Jeremy Princehorn was trying to have a romantic evening around a campfire with his new girlfriend when his friends came over and threw a knife in the flames, a murder trial has been told.

Justin Dilosa and Carol McHenry are on trial for the murder of Danielle Easey, whose body was found in a creek wrapped in a protective suit, doona, plastic and a layer of duct tape on the Central Coast in August 2019.

McHenry and Dilosa point the finger at each other, claiming the other attacked and fatally wounded the 29-year-old in McHenry's home.

Friend of the couple, Mr Princehorn, testified in the NSW Supreme Court on Thursday that he was "just doing his own thing" with his date on an evening in August 2019 when Dilosa and McHenry "unexpectedly rocked up".

Once they arrived, Dilosa said something that led Princehorn to believe something "bad had happened".

"When Dilosa said, 'I don't know what she's done, she asked me to get rid of these things, she kept telling me she'll never see the kids again,' that's when you knew something bad had happened?" Dilosa's lawyer asked in cross-examination.

"Possibly, yes," Princehorn said.

Danielle Easey

While he testified on Thursday that he couldn't remember seeing the knife being tossed into the fire by Dilosa, he told police in 2019 otherwise.

"I was just standing in front of the fire and he just chucked it in, I thought 'what'd you do that for' because he loved that knife," Princehorn said at the time.

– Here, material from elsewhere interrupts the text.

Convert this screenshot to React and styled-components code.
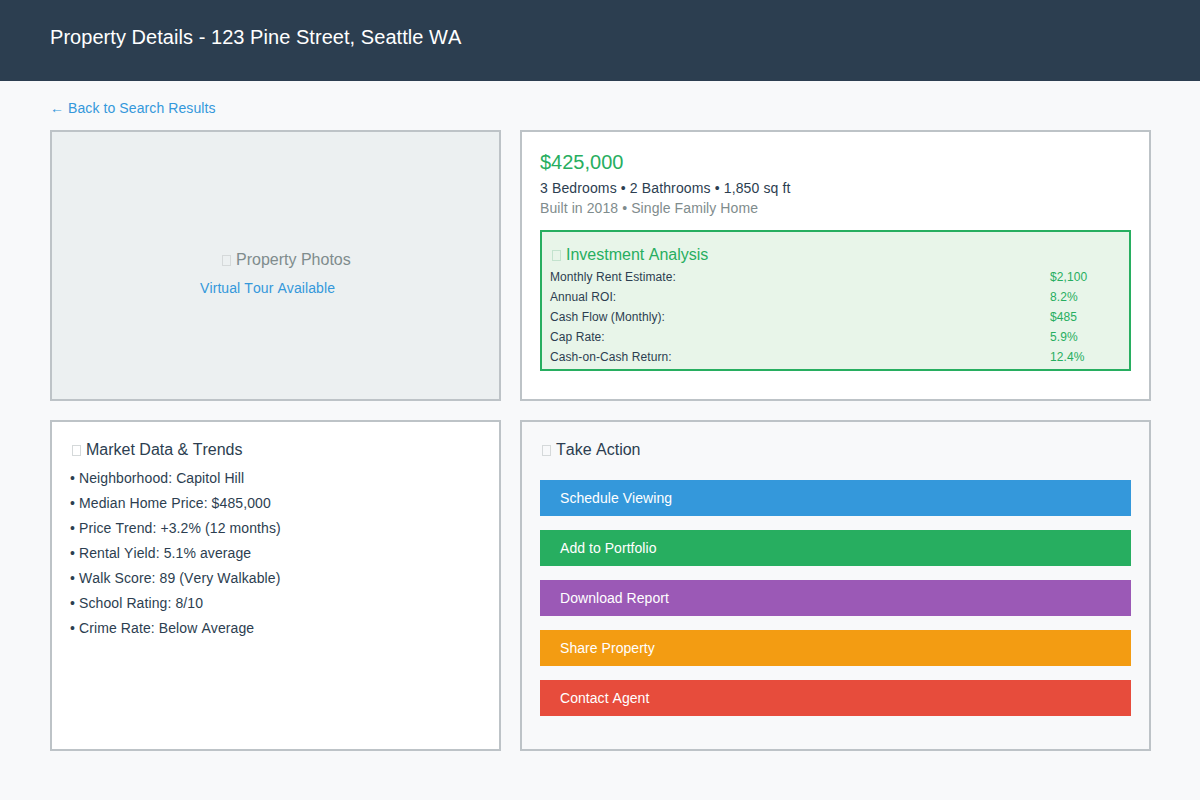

On Wednesday he told the judge he walked into McHenry's bedroom the following night to find Dilosa touching a dead body in the bed.

He said the woman was face-down, clothed and she appeared dead. There was no blood on the body, he said.

"He pulled the doona back and lifted her arm and it was stiff," Mr Princehorn said.

"And that's when I got out of there."

He returned to the living room and asked McHenry what had happened, to which she responded "I stabbed her".

When Mr Princehorn asked Dilosa days later what had happened, Dilosa said he had stabbed the dead woman.

The alcohol and ice addict said his memory of the incident was hazy as he'd been drinking extensively all weekend.

"I'd been off my face for days, I drank four or five bottles of piss that weekend but I knew she told me she stabbed her," he said.

Dilosa then allegedly said "something about her being tied up", according to Mr Princehorn who also said he saw cable ties in the kitchen.

Mr Princehorn, who was sentenced for being an accessory after the fact to Ms Easey's murder, will continue to be cross examined on Thursday.